Doña Jesusa tenía una sonrisa hermosa, tímida, como de medio lado -de lo sencilla que era- y, tan grata, como si una golondrina se quisiera escapar de la pajarera que guardaba en el alma.
Porque venía del campo, que era Pamplona, y traía en sus entrañas ese modelo de mujer candorosa, hacedora de costumbres y dispuesta a la crianza noble, esa que trasmite una tradición de sueños buenos.

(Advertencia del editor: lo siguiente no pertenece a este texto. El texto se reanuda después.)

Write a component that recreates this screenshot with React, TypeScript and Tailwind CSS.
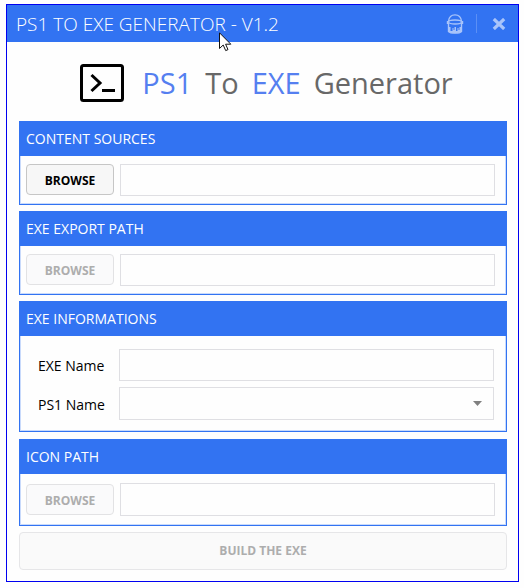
import type { InputHTMLAttributes, ReactNode } from "react";

function TerminalIcon() {
  return (
    <svg width="44" height="38" viewBox="0 0 44 38" fill="none" stroke="#000" aria-hidden="true">
      <rect x="1.5" y="1.5" width="41" height="35" rx="2" strokeWidth="3" />
      <path d="M11.500 11L20 19L11.500 27" strokeWidth="3" />
      <path d="M22 26.500H35" strokeWidth="3" />
    </svg>
  );
}

function BucketIcon() {
  return (
    <svg width="18" height="20" viewBox="0 0 18 20" fill="none" stroke="currentColor" aria-hidden="true">
      <path d="M2.500 7C3 3 5.500 .800 9 .800S15 3 15.500 7" strokeWidth="1.3" />
      <ellipse cx="9" cy="8" rx="6.500" ry="2" strokeWidth="1.3" />
      <path d="M1.500 7v3M16.500 7v3" strokeWidth="1.4" />
      <path d="M2.500 9V17.500C4.500 19.700 13.500 19.700 15.500 17.500V9" strokeWidth="1.4" />
      <path d="M3 13H4.500V17H6.500V14H7.500V16H8.500V13H10V17H11.500V14H12.500V16H13.500V13H15V18C12 19.500 6 19.500 3 18Z" fill="currentColor" stroke="none" />
    </svg>
  );
}

function CloseIcon() {
  return (
    <svg width="14" height="12" viewBox="0 0 14 12" fill="none" stroke="currentColor" aria-hidden="true">
      <path d="M1.800 1L12.200 11M12.200 1L1.800 11" strokeWidth="3.2" />
    </svg>
  );
}

function Pointer() {
  return (
    <svg
      className="pointer-events-none absolute left-[219px] top-8"
      width="13"
      height="20"
      viewBox="0 0 13 20"
      aria-hidden="true"
    >
      <path
        d="M.5 .8V16.500L4.200 13L6.700 18.600L9 17.600L6.600 12.200H11.800Z"
        fill="#fff"
        stroke="#111"
        strokeWidth="1"
      />
    </svg>
  );
}

function Section({ title, className, children }: { title: string; className: string; children: ReactNode }) {
  return (
    <section className={`border border-t-0 border-[#3273f2] shadow-[inset_0_0_0_1px_#c9dafb] ${className}`}>
      <h2 className="-mx-px h-[35px] bg-[#3273f2] pl-[7px] text-sm leading-9 text-white">{title}</h2>
      {children}
    </section>
  );
}

function Field({ className = "h-8", ...props }: InputHTMLAttributes<HTMLInputElement>) {
  return (
    <input
      type="text"
      className={`min-w-0 flex-1 border border-[#dfdfe3] bg-[#fefefe] px-2 text-sm outline-none ${className}`}
      {...props}
    />
  );
}

function Browse({ disabled = false }: { disabled?: boolean }) {
  return (
    <button
      type="button"
      disabled={disabled}
      className="h-[31px] w-[88px] rounded border border-[#c6c6c6] bg-[#f7f7f7] pt-0.5 text-xs font-bold text-black disabled:border-[#e2e2e4] disabled:bg-[#fafafb] disabled:text-[#adadad]"
    >
      BROWSE
    </button>
  );
}

export default function App() {
  return (
    <div className="relative bg-[#fefefe] pt-1 pr-[5px] pb-1.5 pl-1.5 font-['Open_Sans','Noto_Sans',sans-serif]">
      <main className="border border-[#0000f0] pb-[11px]">
        <header className="flex h-[37px] items-center bg-[#3273f2] text-[#a9c4fa]">
          <h1 className="flex-1 pl-[9px] text-[19px] font-light leading-6 text-white">
            PS1 TO EXE GENERATOR - V1.2
          </h1>
          <button type="button" aria-label="Theme" className="mr-3">
            <BucketIcon />
          </button>
          <span className="h-[19px] w-px bg-[#5b8ff5]" />
          <button type="button" aria-label="Close" className="mr-3 ml-[15px]">
            <CloseIcon />
          </button>
        </header>

        <div className="flex h-[79px] items-center justify-center gap-[18px] pt-0.5 pl-2">
          <TerminalIcon />
          <p className="flex gap-[13px] text-[29px] leading-9 text-[#686868]">
            <span className="text-[#557ff0]">PS1</span>
            <span>To</span>
            <span className="text-[#557ff0]">EXE</span>
            <span>Generator</span>
          </p>
        </div>

        <form className="pr-[11px] pl-3" onSubmit={(e) => e.preventDefault()}>
          <Section title="CONTENT SOURCES" className="mb-1.5">
            <div className="flex gap-1.5 py-2 pr-[11px] pl-1.5">
              <Browse />
              <Field aria-label="Content sources" />
            </div>
          </Section>

          <Section title="EXE EXPORT PATH" className="mb-1.5">
            <div className="flex gap-1.5 py-2 pr-[11px] pl-1.5">
              <Browse disabled />
              <Field aria-label="EXE export path" />
            </div>
          </Section>

          <Section title="EXE INFORMATIONS" className="mb-[7px]">
            <div className="flex flex-col gap-1.5 pt-[13px] pr-3 pb-[11px] pl-[18px] text-sm">
              <div className="flex items-center">
                <label htmlFor="exe-name" className="w-[81px] pt-0.5">
                  EXE Name
                </label>
                <Field id="exe-name" />
              </div>
              <div className="flex items-center">
                <label htmlFor="ps1-name" className="w-[81px] pt-0.5">
                  PS1 Name
                </label>
                <div className="relative flex flex-1">
                  <select
                    id="ps1-name"
                    className="h-[33px] flex-1 appearance-none border border-[#dfdfe3] bg-[#fefefe] px-2 text-sm outline-none"
                  />
                  <svg
                    className="pointer-events-none absolute top-3.5 right-3"
                    width="9"
                    height="5"
                    viewBox="0 0 9 5"
                    aria-hidden="true"
                  >
                    <path d="M0 0H9L4.500 5Z" fill="#808080" />
                  </svg>
                </div>
              </div>
            </div>
          </Section>

          <Section title="ICON PATH" className="mb-1.5">
            <div className="flex items-center gap-1.5 py-[9px] pr-[11px] pl-1.5">
              <Browse disabled />
              <Field aria-label="Icon path" className="h-[33px]" />
            </div>
          </Section>

          <button
            type="submit"
            disabled
            className="block h-[38px] w-full rounded border border-[#e6e6e8] bg-[#fafafa] text-xs font-bold text-[#adadad]"
          >
            BUILD THE EXE
          </button>
        </form>
      </main>
      <Pointer />
    </div>
  );
}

En sus manos siempre había trastos, ollas, quehaceres, y unas ganas inmensas de engrandecer todo lo de la casa, para consentir a sus hijos y a los nietos que fueron naciendo, alrededor de su enagua, con el amor a la nona cantando su esperanza.
Había un gran árbol en La Rinconada, sombreado con las gracias de los carpinteros, los canarios y los pichones que tejían en los nidos una nostalgia igual a la de ella, con las travesuras de las ardillas, que trepaban ágiles para contarle cosas de esas ingenuas que se imaginaba mientras tupía, o cosía, o esperaba que los hervores cumplieran su tiempo.
Al arrullo de su hogar creció el mío, al frente, con las burbujas de las ilusiones brotando entre las manos de Marta y de mis hijos y una gratitud de vecindad que, aún hoy, cultivan desde la distancia con el afecto en el corazón.
Por eso las Gómez son así, como la bondad de Gilma, o la calidez de Olga, como la escuela de niños que tenía Gloria en los ojos y como toda la hidalguía que se hizo patrimonio en una familia bonita.